A neural network is a machine learning model inspired by the human brain, capable of approximating nonlinear functions through interconnected layers of computational units known as neurons. According to the universal approximation theorem, NN model with a sufficient number of layers and neurons can represent almost any function. There are many different kinds of neural networks but in this section we will be focusing on fully-connected neural networks (shown below), where each neuron in a given layer is connected to every neuron in the preceding layer.
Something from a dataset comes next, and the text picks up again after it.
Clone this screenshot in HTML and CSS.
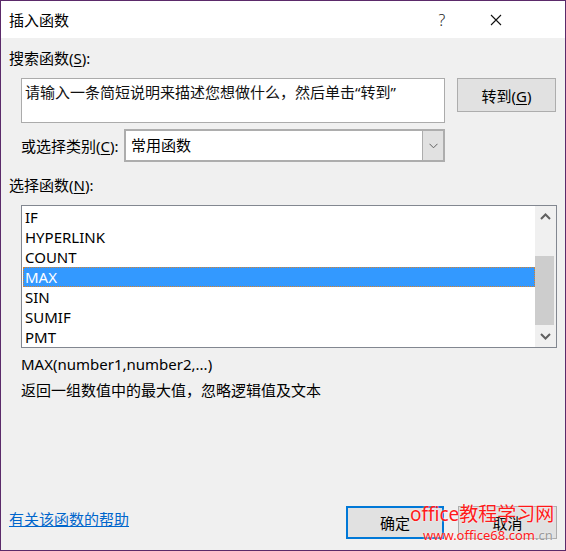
FILE: index.html
```html
<!DOCTYPE html>
<html lang="zh-CN">
<head>
    <meta charset="UTF-8">
    <title>插入函数</title>
    <link rel="stylesheet" href="styles.css">
</head>
<body>
    <div class="dialog">
        <!-- Title bar -->
        <div class="titlebar">
            <span class="title">插入函数</span>
            <span class="tb-help">?</span>
            <span class="tb-close">
                <svg width="12" height="12" viewBox="0 0 12 12"><path d="M1 1L11 11M11 1L1 11" stroke="#111" stroke-width="1.1" fill="none"/></svg>
            </span>
        </div>

        <div class="content">
            <div class="label">搜索函数(<u>S</u>):</div>
            <div class="search-row">
                <div class="search-box">请输入一条简短说明来描述您想做什么，然后单击“转到”</div>
                <button class="btn btn-go">转到(<u>G</u>)</button>
            </div>

            <div class="category-row">
                <span class="label">或选择类别(<u>C</u>):</span>
                <div class="combo">
                    <span class="combo-value">常用函数</span>
                    <span class="combo-arrow">
                        <svg width="9" height="6" viewBox="0 0 9 6"><path d="M0.5 0.8L4.5 4.8L8.5 0.8" stroke="#606060" stroke-width="1" fill="none"/></svg>
                    </span>
                </div>
            </div>

            <div class="label label-list">选择函数(<u>N</u>):</div>
            <div class="listbox">
                <ul class="func-list">
                    <li>IF</li>
                    <li>HYPERLINK</li>
                    <li>COUNT</li>
                    <li class="selected">MAX</li>
                    <li>SIN</li>
                    <li>SUMIF</li>
                    <li>PMT</li>
                </ul>
                <div class="scrollbar">
                    <span class="sb-arrow">
                        <svg width="11" height="7" viewBox="0 0 11 7"><path d="M1 6L5.5 1.5L10 6" stroke="#606060" stroke-width="2" fill="none"/></svg>
                    </span>
                    <div class="sb-track"><div class="sb-thumb"></div></div>
                    <span class="sb-arrow">
                        <svg width="11" height="7" viewBox="0 0 11 7"><path d="M1 1L5.5 5.5L10 1" stroke="#606060" stroke-width="2" fill="none"/></svg>
                    </span>
                </div>
            </div>

            <div class="syntax">MAX(number1,number2,...)</div>
            <div class="desc">返回一组数值中的最大值，忽略逻辑值及文本</div>
        </div>

        <div class="footer">
            <a href="#" class="help-link">有关该函数的帮助</a>
            <div class="buttons">
                <button class="btn btn-ok">确定</button>
                <button class="btn btn-cancel">取消</button>
            </div>
        </div>

        <!-- site watermark over the buttons -->
        <div class="watermark">
            <div class="wm-big">office教程学习网</div>
            <div class="wm-small">www.office68.com<span class="wm-cn">.cn</span></div>
        </div>
    </div>
</body>
</html>
```

FILE: styles.css
```css
body {
    margin: 0;
    padding: 0;
    background-color: #f0f0f0;
    font-family: "Noto Sans", "Noto Sans CJK SC", sans-serif;
    font-size: 15px;
    line-height: 20px;
    color: #000;
}
.dialog {
    position: relative;
    width: 566px;
    height: 551px;
    box-sizing: border-box;
    border: 1px solid #5b2a6a;
    background-color: #f0f0f0;
    display: flex;
    flex-direction: column;
}
.titlebar {
    height: 37px;
    background-color: #fff;
    display: flex;
    align-items: center;
    padding-left: 8px;
}
.title {
    flex: 1;
    font-size: 15px;
}
.tb-help {
    width: 54px;
    text-align: center;
    font-size: 16px;
    color: #222;
    font-family: "Noto Sans", sans-serif;
    font-weight: 300;
}
.tb-close {
    width: 54px;
    margin-right: 42px;
    display: flex;
    justify-content: center;
}
.content {
    padding: 10px 8px 0 8px;
}
u {
    text-decoration: underline;
    text-underline-offset: 2px;
}
.search-row {
    display: flex;
    align-items: flex-start;
    margin-top: 10px;
    padding-left: 12px;
}
.search-box {
    width: 424px;
    height: 45px;
    box-sizing: border-box;
    background-color: #fff;
    border: 1px solid #ababab;
    padding: 3px 3px;
    color: #111;
}
.btn {
    font-family: "Noto Sans", "Noto Sans CJK SC", sans-serif;
    font-size: 15px;
    color: #000;
    background-color: #e1e1e1;
    border: 1px solid #adadad;
    box-sizing: border-box;
    padding: 0;
}
.btn-go {
    width: 99px;
    height: 34px;
    margin-left: 12px;
}
.category-row {
    display: flex;
    align-items: center;
    margin-top: 6px;
    padding-left: 12px;
}
.category-row .label {
    width: 103px;
}
.combo {
    width: 321px;
    height: 33px;
    box-sizing: border-box;
    border: 2px solid #adadad;
    background-color: #fff;
    display: flex;
}
.combo-value {
    flex: 1;
    padding-left: 5px;
    line-height: 29px;
}
.combo-arrow {
    width: 20px;
    background-color: #e1e1e1;
    border-left: 1px solid #adadad;
    display: flex;
    align-items: center;
    justify-content: center;
}
.label-list {
    margin-top: 13px;
}
.listbox {
    margin: 10px 0 0 12px;
    width: 536px;
    height: 143px;
    box-sizing: border-box;
    border: 1px solid #828790;
    background-color: #fff;
    display: flex;
}
.func-list {
    list-style-type: none;
    margin: 0;
    padding: 1px 0 0 1px;
    flex: 1;
}
.func-list li {
    height: 20px;
    line-height: 20px;
    padding-left: 2px;
    box-sizing: border-box;
}
.func-list li.selected {
    background-color: #3399ff;
    color: #fff;
    border: 1px dotted #d9822b;
    padding-left: 1px;
    line-height: 18px;
}
.scrollbar {
    width: 21px;
    background-color: #f0f0f0;
    display: flex;
    flex-direction: column;
}
.sb-arrow {
    height: 21px;
    display: flex;
    align-items: center;
    justify-content: center;
}
.sb-track {
    flex: 1;
    padding-top: 29px;
}
.sb-thumb {
    width: 19px;
    height: 69px;
    background-color: #cdcdcd;
}
.syntax {
    margin-top: 6px;
    padding-left: 12px;
}
.desc {
    margin-top: 6px;
    padding-left: 12px;
}
.footer {
    margin-top: auto;
    display: flex;
    align-items: center;
    justify-content: space-between;
    padding: 0 8px 11px 8px;
}
.help-link {
    color: #0066cc;
    text-decoration: underline;
    margin-top: -8px;
}
.buttons {
    display: flex;
    gap: 14px;
}
.btn-ok {
    width: 98px;
    height: 33px;
    border: 2px solid #0078d7;
}
.btn-cancel {
    width: 99px;
    height: 33px;
}
.watermark {
    position: absolute;
    left: 409px;
    top: 501px;
    color: #ff1a1a;
    white-space: nowrap;
    font-family: "Noto Sans", "Noto Sans CJK SC", sans-serif;
    text-shadow: 0 0 2px #fff;
}
.wm-big {
    font-size: 19px;
    line-height: 24px;
}
.wm-small {
    font-size: 13px;
    line-height: 14px;
    margin-left: 13px;
    margin-top: 2px;
}
.wm-cn {
    color: #9a9a9a;
}
```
Specifically, each neuron computes a weighted combination of its inputs, followed by the application of a nonlinear activation function. Mathematically, hidden layers of the network can be represented by a recursive relation given as

\[ \begin{equation*} \mathbf{z}_k = g ( \mathbf{W}_k \cdot \mathbf{z}_{k-1} + \mathbf{b}_k ) \text{, } \forall \text{ } k \in \{1, \ldots, H \}, \end{equation*} \]

where \(\mathbf{z}_k\) is the output of \(k^{th}\) layer, \(\mathbf{z}_0\) represents the input layer (i.e. design variable \(\mathbf{x} \in \mathbb{R}^n\)) and \(H\) is the total number of hidden layers. The \(\mathbf{W}_k\) and \(\mathbf{b}_k\) are weight matrix and bias vector of \(k^{th}\) layer, respectively. The \(g(\cdot)\) is a nonlinear activation function which operates element-wise on given input vector and significantly effects the performance of network. Several activation functions have been introduced such as sigmoid, hyperbolic tan (tanh) and rectified linear unit (ReLU). All these activation functions are shown in below figure.

Mathematically, some of these activation functions are written as:

\[\begin{split} \begin{gathered} \text{Sigmoid: } g(z) = \frac{1}{1 + \exp(-z)} \\ ~ \\ \text{Tanh: } g(z) = \frac{\exp(z) - \exp(-z)} {\exp(z) + \exp(-z)} \\ ~ \\ \text{ReLU: } g(z) = \max(0, x) \\ ~ \\ \text{SiLU: } g(z) = \frac{z}{1 + \exp(-z)} \end{gathered} \end{split}\]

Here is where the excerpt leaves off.